● Task goal
From the listing below, work out how many lines contain "styles". Reply with that number only.

● Supplied material
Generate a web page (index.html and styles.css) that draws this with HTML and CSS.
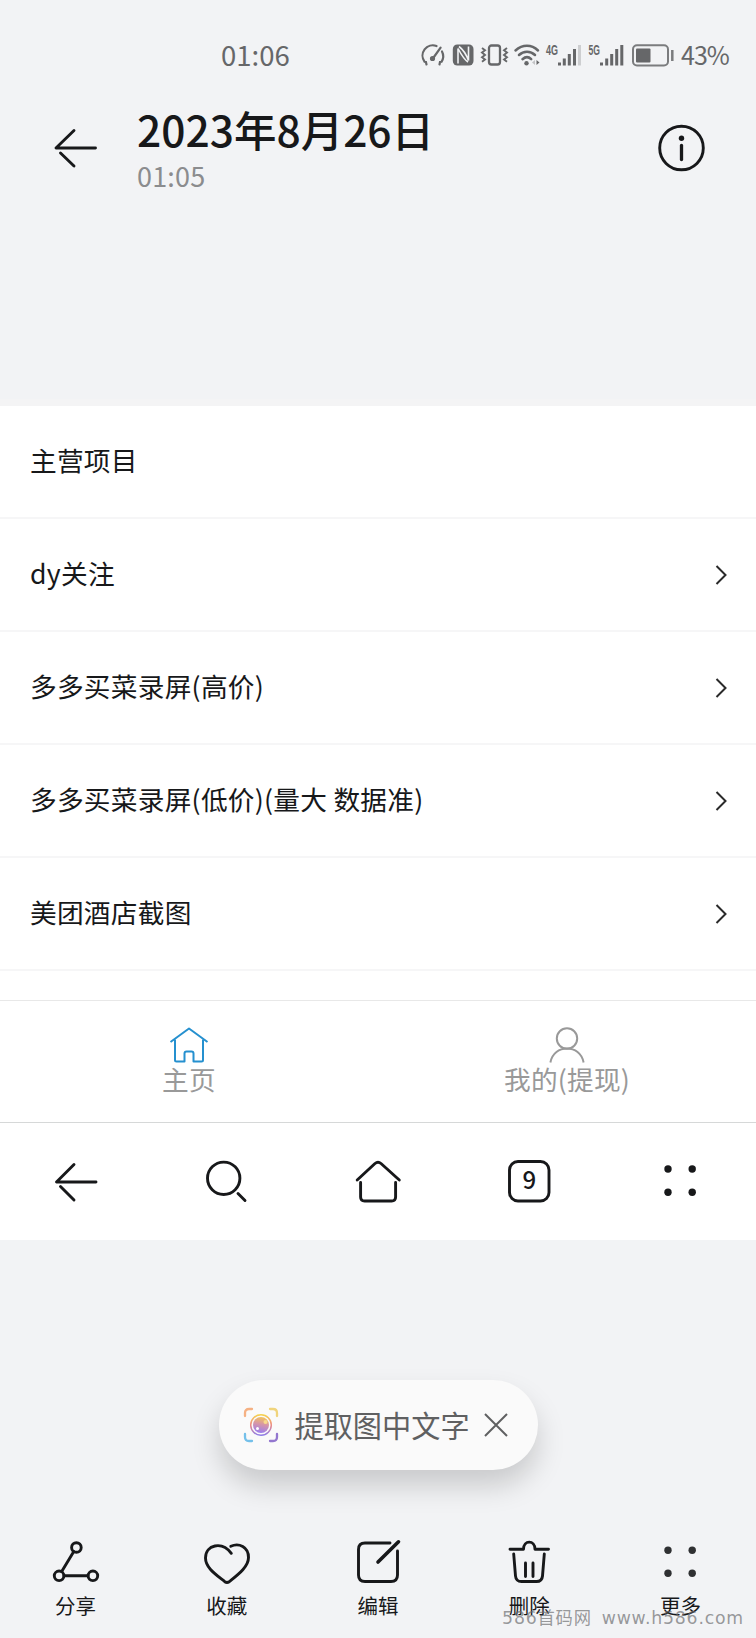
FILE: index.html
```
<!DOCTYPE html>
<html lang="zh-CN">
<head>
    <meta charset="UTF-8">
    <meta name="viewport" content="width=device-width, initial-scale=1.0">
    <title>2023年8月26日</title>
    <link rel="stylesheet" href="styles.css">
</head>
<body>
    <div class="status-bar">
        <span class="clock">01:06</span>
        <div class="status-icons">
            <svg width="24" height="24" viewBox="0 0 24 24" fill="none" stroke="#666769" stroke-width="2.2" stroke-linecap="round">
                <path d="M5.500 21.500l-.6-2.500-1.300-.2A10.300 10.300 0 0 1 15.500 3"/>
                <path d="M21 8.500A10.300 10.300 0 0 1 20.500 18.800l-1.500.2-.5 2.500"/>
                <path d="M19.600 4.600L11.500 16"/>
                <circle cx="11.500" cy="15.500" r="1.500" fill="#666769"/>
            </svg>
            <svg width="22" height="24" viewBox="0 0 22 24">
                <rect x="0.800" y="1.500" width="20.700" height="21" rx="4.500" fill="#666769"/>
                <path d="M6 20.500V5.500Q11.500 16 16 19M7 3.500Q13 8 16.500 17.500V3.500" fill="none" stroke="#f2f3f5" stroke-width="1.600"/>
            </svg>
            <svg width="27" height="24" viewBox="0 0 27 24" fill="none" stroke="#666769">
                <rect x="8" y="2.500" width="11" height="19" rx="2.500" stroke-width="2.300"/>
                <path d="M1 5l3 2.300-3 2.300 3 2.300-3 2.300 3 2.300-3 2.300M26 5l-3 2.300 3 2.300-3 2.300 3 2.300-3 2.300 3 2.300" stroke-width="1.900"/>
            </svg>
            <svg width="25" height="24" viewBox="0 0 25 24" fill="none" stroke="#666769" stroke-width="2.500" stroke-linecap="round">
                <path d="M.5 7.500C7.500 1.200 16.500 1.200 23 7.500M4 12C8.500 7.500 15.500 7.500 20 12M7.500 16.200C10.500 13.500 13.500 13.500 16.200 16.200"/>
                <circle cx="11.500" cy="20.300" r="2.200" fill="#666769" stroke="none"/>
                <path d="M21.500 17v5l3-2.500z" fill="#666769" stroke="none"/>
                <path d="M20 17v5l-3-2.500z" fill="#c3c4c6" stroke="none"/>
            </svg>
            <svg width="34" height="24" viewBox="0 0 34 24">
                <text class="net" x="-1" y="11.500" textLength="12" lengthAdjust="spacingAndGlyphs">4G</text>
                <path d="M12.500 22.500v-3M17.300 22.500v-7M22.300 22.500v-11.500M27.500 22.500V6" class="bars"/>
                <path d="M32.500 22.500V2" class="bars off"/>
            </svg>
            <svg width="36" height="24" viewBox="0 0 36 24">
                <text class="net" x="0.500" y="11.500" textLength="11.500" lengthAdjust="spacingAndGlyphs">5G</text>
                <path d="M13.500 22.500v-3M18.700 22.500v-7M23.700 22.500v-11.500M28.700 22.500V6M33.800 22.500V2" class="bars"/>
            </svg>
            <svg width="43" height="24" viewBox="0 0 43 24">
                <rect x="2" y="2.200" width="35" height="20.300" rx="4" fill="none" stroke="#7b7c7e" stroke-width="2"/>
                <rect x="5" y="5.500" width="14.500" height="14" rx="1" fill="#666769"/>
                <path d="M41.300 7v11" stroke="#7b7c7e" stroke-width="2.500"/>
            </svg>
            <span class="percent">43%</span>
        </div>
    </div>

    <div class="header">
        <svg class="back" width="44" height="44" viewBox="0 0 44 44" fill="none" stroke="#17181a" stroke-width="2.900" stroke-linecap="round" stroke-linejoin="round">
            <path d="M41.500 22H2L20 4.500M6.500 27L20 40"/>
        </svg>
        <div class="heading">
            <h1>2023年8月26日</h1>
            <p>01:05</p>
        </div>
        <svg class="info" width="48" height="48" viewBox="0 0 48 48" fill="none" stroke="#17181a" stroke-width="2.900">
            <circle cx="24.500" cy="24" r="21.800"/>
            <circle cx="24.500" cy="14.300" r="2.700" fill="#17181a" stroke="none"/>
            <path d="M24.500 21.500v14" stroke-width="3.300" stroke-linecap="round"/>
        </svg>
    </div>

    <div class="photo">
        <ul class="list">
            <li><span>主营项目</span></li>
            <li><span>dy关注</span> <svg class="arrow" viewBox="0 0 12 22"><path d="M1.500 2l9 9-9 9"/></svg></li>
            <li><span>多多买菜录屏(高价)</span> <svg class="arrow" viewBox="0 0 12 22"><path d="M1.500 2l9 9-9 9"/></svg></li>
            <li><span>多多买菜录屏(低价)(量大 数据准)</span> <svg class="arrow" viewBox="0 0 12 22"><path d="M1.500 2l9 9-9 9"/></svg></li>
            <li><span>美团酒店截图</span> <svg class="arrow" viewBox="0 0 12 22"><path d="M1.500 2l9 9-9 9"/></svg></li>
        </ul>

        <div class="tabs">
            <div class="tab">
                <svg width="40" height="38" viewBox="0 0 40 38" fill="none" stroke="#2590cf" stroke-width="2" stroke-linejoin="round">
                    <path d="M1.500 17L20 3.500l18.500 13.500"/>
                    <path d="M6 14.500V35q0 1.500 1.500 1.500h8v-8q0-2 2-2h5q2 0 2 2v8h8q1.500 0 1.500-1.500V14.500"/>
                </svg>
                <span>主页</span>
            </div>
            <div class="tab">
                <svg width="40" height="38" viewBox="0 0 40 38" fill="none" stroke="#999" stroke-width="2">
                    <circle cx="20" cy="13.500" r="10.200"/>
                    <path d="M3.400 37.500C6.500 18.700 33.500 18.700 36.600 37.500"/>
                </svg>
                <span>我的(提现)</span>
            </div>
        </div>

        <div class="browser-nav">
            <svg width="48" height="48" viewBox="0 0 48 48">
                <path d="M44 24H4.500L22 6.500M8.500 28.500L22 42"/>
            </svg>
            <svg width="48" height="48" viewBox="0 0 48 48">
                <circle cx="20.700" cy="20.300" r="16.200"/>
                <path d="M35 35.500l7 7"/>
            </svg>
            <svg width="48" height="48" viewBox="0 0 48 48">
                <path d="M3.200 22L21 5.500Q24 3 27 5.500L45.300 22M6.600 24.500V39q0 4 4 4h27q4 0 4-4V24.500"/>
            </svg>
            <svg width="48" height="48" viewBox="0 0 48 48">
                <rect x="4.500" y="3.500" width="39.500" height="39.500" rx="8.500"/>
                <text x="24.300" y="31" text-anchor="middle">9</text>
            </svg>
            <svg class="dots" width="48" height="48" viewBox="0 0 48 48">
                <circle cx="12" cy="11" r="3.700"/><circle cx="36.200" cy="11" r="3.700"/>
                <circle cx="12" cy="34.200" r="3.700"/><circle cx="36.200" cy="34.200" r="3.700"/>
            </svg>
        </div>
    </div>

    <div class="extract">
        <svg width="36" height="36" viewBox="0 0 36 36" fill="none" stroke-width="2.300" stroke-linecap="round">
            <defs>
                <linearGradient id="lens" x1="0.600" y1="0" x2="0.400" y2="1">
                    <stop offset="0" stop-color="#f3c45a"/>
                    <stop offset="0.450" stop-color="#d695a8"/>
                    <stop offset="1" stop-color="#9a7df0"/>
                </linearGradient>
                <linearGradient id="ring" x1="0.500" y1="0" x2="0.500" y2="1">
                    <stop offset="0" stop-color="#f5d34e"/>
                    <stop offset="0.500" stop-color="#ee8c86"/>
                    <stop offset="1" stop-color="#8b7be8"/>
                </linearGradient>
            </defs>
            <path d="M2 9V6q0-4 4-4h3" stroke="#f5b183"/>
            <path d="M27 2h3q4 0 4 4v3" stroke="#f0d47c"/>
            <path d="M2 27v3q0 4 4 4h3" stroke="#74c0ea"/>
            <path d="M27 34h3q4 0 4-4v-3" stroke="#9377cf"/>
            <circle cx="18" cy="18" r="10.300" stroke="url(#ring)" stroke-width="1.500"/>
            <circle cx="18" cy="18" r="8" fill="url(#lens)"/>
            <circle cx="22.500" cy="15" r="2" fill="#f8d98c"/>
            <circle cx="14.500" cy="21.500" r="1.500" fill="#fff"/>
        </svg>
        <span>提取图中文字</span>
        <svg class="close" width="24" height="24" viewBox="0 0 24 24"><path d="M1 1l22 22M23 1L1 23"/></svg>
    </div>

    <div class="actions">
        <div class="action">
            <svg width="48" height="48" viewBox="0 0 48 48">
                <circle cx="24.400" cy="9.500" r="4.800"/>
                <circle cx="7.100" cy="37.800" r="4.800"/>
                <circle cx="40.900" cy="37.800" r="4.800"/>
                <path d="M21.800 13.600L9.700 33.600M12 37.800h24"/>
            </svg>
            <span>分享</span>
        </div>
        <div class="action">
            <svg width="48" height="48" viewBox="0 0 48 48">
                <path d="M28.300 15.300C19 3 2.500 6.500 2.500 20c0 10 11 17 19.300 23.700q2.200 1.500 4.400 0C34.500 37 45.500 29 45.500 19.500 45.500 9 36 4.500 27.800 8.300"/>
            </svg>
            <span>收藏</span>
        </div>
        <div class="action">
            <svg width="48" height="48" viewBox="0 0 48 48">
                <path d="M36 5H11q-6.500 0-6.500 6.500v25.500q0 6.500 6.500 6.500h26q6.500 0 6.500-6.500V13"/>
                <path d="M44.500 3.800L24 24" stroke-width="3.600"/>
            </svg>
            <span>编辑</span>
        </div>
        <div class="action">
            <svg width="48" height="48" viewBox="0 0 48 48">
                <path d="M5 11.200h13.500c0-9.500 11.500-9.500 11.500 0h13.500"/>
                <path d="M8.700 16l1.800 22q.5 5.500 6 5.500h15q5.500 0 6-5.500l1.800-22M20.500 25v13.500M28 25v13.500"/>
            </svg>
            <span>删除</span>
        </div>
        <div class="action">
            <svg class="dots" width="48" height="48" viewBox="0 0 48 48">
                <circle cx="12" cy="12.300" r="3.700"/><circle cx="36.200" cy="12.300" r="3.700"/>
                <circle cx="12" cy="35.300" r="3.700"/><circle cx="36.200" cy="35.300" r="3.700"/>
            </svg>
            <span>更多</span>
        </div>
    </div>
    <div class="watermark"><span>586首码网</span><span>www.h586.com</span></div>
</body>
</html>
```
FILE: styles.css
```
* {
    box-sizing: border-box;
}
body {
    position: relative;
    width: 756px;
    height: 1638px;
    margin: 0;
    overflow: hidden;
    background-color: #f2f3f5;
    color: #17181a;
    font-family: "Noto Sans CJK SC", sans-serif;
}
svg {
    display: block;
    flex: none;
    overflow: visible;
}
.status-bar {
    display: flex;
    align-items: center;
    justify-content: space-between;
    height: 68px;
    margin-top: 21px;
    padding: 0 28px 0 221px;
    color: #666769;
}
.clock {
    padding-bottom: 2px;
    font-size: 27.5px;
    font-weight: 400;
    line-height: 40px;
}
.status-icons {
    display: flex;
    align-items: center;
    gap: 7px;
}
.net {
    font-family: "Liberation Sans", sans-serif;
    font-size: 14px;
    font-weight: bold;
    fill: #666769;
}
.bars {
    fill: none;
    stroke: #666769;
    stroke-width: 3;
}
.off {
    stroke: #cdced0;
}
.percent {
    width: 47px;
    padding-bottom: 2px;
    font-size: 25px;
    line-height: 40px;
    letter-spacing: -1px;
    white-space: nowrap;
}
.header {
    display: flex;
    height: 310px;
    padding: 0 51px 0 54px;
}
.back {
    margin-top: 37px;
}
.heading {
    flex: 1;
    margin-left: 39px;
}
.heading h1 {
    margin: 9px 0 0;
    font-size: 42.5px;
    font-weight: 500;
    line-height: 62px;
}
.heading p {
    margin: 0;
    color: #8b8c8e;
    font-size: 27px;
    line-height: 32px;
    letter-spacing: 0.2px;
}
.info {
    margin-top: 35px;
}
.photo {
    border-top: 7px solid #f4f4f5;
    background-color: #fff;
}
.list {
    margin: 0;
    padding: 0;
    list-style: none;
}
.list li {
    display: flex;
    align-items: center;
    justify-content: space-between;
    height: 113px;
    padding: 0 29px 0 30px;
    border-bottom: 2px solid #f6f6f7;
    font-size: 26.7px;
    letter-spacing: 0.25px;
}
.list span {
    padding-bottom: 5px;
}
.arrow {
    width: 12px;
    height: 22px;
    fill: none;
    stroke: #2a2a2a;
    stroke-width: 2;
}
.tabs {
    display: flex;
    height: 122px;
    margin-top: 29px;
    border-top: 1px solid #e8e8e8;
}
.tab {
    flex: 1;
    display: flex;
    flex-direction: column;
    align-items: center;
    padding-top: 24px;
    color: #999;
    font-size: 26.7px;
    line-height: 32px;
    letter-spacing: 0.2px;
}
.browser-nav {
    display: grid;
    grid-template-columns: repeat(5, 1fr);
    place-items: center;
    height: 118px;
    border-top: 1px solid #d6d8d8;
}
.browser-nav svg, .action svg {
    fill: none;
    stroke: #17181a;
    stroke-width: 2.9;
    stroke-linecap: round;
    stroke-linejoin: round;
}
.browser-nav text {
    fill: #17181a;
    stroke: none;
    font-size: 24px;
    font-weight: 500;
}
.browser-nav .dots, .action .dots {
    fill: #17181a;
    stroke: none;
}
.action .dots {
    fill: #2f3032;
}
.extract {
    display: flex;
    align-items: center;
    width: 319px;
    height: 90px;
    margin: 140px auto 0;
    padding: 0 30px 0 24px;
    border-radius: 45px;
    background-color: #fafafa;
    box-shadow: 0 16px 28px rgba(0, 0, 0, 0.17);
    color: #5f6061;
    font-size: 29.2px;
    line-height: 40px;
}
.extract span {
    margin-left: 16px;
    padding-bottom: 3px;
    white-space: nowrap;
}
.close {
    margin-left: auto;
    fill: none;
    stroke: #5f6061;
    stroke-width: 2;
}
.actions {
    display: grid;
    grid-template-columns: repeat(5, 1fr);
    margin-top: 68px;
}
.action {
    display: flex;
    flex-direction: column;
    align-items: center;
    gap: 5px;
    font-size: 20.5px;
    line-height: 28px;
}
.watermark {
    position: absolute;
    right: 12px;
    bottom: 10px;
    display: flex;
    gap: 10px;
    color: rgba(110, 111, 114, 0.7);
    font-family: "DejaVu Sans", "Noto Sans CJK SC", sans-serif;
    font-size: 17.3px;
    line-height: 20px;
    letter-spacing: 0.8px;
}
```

● The solution
3